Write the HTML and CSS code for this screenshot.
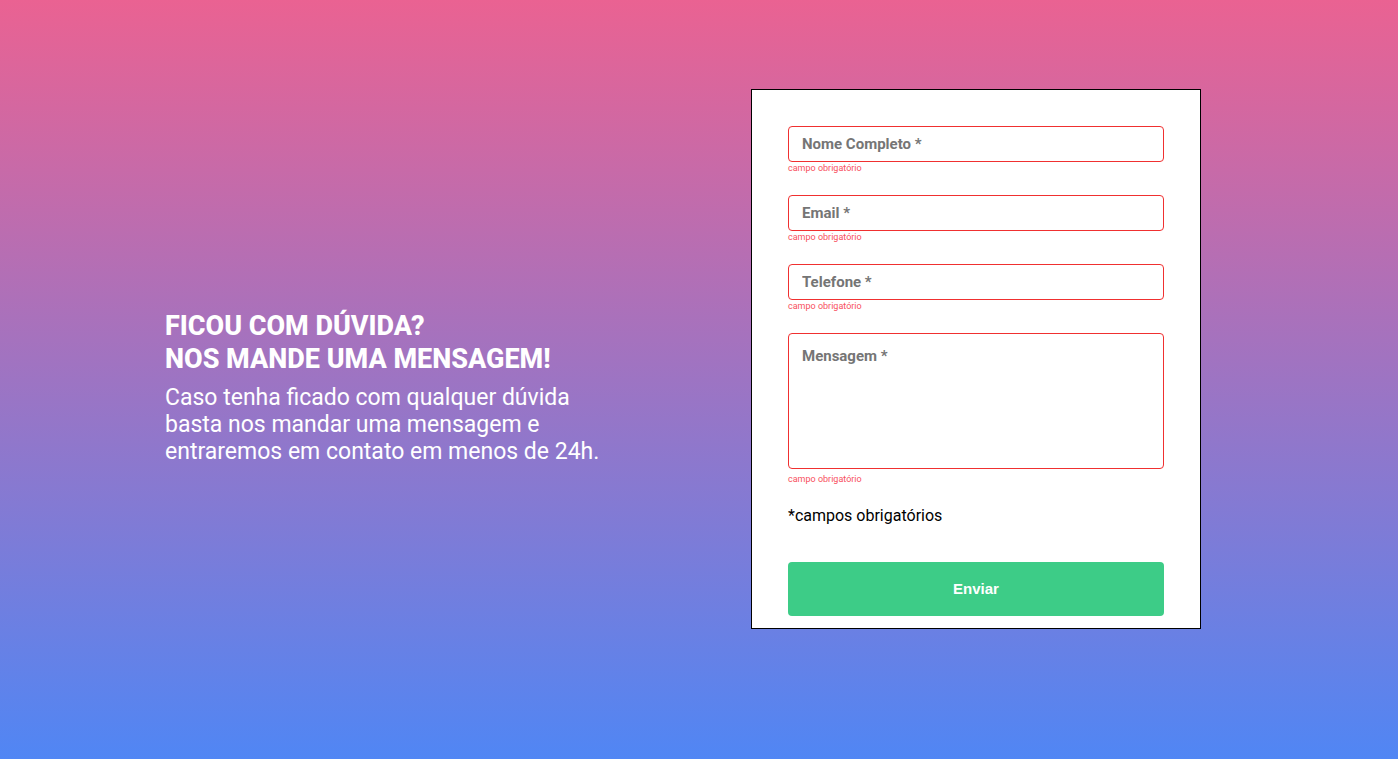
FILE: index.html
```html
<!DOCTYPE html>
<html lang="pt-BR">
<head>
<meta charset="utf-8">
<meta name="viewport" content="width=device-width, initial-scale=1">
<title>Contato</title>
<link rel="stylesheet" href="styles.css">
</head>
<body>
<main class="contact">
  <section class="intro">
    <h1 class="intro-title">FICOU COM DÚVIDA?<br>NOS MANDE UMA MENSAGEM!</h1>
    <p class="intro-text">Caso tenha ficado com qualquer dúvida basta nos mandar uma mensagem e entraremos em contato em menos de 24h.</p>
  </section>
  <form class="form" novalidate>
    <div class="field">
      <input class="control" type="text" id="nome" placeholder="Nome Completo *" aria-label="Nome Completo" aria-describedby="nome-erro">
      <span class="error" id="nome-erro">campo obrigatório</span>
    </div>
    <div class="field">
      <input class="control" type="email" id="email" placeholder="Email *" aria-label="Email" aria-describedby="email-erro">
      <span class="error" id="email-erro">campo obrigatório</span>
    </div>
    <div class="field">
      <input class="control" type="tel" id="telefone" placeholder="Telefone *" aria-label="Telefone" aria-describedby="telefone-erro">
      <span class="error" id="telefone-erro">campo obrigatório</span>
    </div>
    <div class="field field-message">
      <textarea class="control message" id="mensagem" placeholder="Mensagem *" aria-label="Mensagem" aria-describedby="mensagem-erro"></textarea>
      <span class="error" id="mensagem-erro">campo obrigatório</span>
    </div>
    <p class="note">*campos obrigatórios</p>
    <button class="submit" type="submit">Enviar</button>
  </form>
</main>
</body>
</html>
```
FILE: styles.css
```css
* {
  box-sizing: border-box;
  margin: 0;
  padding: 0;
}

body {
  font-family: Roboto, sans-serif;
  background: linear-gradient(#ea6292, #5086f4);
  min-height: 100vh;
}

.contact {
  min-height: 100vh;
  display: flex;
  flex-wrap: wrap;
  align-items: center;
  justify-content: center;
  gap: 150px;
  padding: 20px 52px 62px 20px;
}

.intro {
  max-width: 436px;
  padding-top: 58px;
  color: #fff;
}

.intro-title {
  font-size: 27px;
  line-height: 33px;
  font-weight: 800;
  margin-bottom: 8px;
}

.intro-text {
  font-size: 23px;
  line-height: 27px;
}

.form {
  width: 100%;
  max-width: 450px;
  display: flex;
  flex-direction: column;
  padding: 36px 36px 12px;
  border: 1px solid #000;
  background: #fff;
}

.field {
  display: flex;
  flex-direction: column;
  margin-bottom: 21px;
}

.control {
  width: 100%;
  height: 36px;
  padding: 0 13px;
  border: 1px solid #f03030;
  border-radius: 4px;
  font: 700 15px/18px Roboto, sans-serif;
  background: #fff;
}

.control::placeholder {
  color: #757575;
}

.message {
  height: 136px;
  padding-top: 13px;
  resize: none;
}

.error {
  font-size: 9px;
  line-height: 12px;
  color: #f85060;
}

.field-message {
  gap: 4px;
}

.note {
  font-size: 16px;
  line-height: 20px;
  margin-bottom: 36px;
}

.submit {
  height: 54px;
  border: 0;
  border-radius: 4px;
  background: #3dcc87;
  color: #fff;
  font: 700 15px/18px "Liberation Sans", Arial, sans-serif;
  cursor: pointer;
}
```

What the task requires – Write out the whole listing exactly, and drop the pictures.

Response for this exercise –
Write the HTML and CSS code for this screenshot.
FILE: index.html
```html
<!DOCTYPE html>
<html lang="pt-BR">
<head>
<meta charset="utf-8">
<meta name="viewport" content="width=device-width, initial-scale=1">
<title>Contato</title>
<link rel="stylesheet" href="styles.css">
</head>
<body>
<main class="contact">
  <section class="intro">
    <h1 class="intro-title">FICOU COM DÚVIDA?<br>NOS MANDE UMA MENSAGEM!</h1>
    <p class="intro-text">Caso tenha ficado com qualquer dúvida basta nos mandar uma mensagem e entraremos em contato em menos de 24h.</p>
  </section>
  <form class="form" novalidate>
    <div class="field">
      <input class="control" type="text" id="nome" placeholder="Nome Completo *" aria-label="Nome Completo" aria-describedby="nome-erro">
      <span class="error" id="nome-erro">campo obrigatório</span>
    </div>
    <div class="field">
      <input class="control" type="email" id="email" placeholder="Email *" aria-label="Email" aria-describedby="email-erro">
      <span class="error" id="email-erro">campo obrigatório</span>
    </div>
    <div class="field">
      <input class="control" type="tel" id="telefone" placeholder="Telefone *" aria-label="Telefone" aria-describedby="telefone-erro">
      <span class="error" id="telefone-erro">campo obrigatório</span>
    </div>
    <div class="field field-message">
      <textarea class="control message" id="mensagem" placeholder="Mensagem *" aria-label="Mensagem" aria-describedby="mensagem-erro"></textarea>
      <span class="error" id="mensagem-erro">campo obrigatório</span>
    </div>
    <p class="note">*campos obrigatórios</p>
    <button class="submit" type="submit">Enviar</button>
  </form>
</main>
</body>
</html>
```
FILE: styles.css
```css
* {
  box-sizing: border-box;
  margin: 0;
  padding: 0;
}

body {
  font-family: Roboto, sans-serif;
  background: linear-gradient(#ea6292, #5086f4);
  min-height: 100vh;
}

.contact {
  min-height: 100vh;
  display: flex;
  flex-wrap: wrap;
  align-items: center;
  justify-content: center;
  gap: 150px;
  padding: 20px 52px 62px 20px;
}

.intro {
  max-width: 436px;
  padding-top: 58px;
  color: #fff;
}

.intro-title {
  font-size: 27px;
  line-height: 33px;
  font-weight: 800;
  margin-bottom: 8px;
}

.intro-text {
  font-size: 23px;
  line-height: 27px;
}

.form {
  width: 100%;
  max-width: 450px;
  display: flex;
  flex-direction: column;
  padding: 36px 36px 12px;
  border: 1px solid #000;
  background: #fff;
}

.field {
  display: flex;
  flex-direction: column;
  margin-bottom: 21px;
}

.control {
  width: 100%;
  height: 36px;
  padding: 0 13px;
  border: 1px solid #f03030;
  border-radius: 4px;
  font: 700 15px/18px Roboto, sans-serif;
  background: #fff;
}

.control::placeholder {
  color: #757575;
}

.message {
  height: 136px;
  padding-top: 13px;
  resize: none;
}

.error {
  font-size: 9px;
  line-height: 12px;
  color: #f85060;
}

.field-message {
  gap: 4px;
}

.note {
  font-size: 16px;
  line-height: 20px;
  margin-bottom: 36px;
}

.submit {
  height: 54px;
  border: 0;
  border-radius: 4px;
  background: #3dcc87;
  color: #fff;
  font: 700 15px/18px "Liberation Sans", Arial, sans-serif;
  cursor: pointer;
}
```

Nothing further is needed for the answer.